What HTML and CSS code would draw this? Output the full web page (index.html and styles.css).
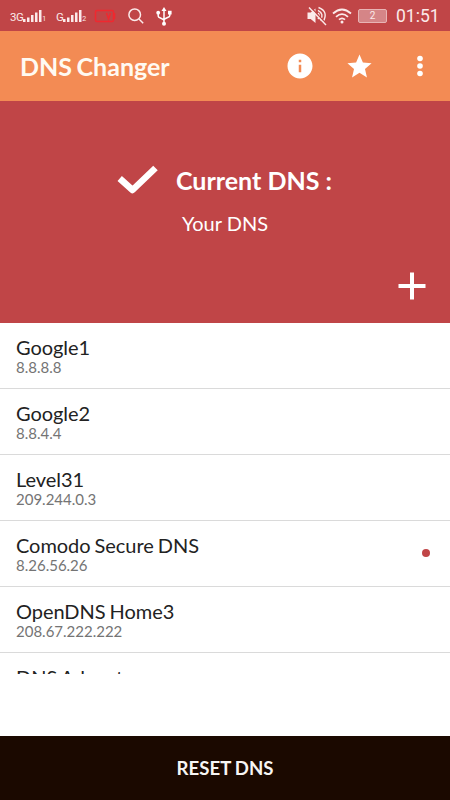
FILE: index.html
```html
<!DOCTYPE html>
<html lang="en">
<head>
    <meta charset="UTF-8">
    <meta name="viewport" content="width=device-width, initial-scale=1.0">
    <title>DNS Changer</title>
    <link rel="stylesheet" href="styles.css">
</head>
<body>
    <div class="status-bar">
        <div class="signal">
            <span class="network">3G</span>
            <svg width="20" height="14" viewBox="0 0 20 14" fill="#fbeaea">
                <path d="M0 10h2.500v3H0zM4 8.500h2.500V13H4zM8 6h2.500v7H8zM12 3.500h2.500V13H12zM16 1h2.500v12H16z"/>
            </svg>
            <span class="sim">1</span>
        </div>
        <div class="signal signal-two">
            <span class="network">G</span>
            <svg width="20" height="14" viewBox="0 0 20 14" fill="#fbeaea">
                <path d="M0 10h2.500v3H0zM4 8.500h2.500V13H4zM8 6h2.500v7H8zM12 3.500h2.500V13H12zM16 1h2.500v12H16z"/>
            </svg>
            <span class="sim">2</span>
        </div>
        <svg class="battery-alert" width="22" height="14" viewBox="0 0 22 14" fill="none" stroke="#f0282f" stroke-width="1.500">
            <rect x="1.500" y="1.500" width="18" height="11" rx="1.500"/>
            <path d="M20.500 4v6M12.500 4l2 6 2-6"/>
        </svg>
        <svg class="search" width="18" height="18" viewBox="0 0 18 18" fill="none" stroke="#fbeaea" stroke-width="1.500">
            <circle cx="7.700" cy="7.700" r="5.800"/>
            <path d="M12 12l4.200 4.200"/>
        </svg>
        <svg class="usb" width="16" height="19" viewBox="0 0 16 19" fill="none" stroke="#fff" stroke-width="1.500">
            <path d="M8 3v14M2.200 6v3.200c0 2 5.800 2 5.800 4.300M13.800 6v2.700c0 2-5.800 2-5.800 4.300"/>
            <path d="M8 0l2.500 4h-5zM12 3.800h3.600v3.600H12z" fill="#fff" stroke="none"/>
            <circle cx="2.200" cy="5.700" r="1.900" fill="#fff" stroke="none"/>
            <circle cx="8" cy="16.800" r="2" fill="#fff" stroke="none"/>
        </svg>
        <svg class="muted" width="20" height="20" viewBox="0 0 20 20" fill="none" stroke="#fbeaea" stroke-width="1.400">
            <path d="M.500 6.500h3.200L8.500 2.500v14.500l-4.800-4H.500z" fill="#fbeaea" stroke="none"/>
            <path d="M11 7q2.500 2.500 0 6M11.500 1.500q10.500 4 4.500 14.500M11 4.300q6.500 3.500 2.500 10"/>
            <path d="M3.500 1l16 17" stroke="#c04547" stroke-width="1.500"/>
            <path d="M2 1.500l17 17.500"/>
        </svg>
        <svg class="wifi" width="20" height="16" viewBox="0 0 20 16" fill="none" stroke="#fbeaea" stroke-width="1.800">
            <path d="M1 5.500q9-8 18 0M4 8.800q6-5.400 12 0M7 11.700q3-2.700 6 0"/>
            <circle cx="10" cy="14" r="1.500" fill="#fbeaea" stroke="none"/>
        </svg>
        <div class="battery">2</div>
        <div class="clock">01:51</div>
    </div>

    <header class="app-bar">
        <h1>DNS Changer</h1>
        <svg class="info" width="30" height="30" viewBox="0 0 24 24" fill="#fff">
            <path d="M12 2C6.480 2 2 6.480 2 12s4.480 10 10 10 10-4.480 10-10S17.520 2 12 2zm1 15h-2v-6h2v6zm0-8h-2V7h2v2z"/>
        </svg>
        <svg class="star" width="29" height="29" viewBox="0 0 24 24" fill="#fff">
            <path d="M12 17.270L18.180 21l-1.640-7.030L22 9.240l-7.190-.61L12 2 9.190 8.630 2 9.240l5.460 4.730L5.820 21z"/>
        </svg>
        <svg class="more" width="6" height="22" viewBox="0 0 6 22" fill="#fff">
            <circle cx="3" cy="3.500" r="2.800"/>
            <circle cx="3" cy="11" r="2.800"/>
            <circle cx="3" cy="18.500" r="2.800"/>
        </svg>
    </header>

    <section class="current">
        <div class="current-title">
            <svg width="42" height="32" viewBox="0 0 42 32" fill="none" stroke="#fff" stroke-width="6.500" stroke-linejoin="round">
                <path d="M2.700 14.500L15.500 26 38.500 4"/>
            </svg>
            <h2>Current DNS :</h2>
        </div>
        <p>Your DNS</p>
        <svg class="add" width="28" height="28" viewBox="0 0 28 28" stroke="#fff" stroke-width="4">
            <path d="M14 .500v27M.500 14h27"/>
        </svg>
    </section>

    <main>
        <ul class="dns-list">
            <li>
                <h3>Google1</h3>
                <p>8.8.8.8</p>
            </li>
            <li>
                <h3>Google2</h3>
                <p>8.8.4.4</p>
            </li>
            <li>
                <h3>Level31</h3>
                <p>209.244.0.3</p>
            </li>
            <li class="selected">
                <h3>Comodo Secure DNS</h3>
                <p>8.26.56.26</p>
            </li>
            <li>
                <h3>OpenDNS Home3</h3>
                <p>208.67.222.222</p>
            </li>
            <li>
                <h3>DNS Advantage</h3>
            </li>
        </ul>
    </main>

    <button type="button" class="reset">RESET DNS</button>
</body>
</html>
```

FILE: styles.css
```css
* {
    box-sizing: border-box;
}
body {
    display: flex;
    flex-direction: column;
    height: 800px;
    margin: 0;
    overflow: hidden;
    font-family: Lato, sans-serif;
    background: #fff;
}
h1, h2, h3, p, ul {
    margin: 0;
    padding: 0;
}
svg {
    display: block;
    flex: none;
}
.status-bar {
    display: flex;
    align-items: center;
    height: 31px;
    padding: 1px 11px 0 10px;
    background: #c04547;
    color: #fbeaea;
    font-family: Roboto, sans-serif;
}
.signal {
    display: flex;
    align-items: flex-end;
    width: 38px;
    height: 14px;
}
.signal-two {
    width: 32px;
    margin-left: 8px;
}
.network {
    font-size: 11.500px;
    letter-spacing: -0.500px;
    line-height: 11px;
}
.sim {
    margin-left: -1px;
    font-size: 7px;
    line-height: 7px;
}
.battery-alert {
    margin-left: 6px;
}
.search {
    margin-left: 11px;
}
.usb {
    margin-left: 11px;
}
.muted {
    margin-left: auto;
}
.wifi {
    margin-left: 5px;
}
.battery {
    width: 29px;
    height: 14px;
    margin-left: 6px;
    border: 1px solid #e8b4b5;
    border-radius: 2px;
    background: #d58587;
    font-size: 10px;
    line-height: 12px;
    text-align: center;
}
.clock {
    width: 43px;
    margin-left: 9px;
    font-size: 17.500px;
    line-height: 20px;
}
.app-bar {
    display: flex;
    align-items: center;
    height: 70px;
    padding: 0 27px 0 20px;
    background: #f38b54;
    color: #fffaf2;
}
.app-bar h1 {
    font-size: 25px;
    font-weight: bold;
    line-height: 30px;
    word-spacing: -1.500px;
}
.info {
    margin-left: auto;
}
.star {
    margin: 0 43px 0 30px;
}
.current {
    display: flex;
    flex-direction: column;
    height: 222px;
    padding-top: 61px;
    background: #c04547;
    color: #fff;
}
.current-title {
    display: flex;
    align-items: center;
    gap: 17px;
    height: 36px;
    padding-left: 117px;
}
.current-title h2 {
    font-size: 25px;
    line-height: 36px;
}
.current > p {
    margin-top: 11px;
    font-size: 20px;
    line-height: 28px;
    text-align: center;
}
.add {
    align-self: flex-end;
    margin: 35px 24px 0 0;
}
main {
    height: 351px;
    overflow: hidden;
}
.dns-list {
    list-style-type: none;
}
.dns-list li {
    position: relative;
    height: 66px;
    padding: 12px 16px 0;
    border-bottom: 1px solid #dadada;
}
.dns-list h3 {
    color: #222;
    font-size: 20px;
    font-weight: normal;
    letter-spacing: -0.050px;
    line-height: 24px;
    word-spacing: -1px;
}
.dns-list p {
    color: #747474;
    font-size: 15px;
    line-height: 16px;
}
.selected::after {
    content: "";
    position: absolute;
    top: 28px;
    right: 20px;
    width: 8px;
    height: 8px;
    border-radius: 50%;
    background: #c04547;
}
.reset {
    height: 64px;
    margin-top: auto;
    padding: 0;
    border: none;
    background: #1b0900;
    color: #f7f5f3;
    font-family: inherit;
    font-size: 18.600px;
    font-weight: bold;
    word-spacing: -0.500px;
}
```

++++++

Show each line of the data that contains the string "index".

▶ _RESULT OF THE TASK_:
What HTML and CSS code would draw this? Output the full web page (index.html and styles.css).
FILE: index.html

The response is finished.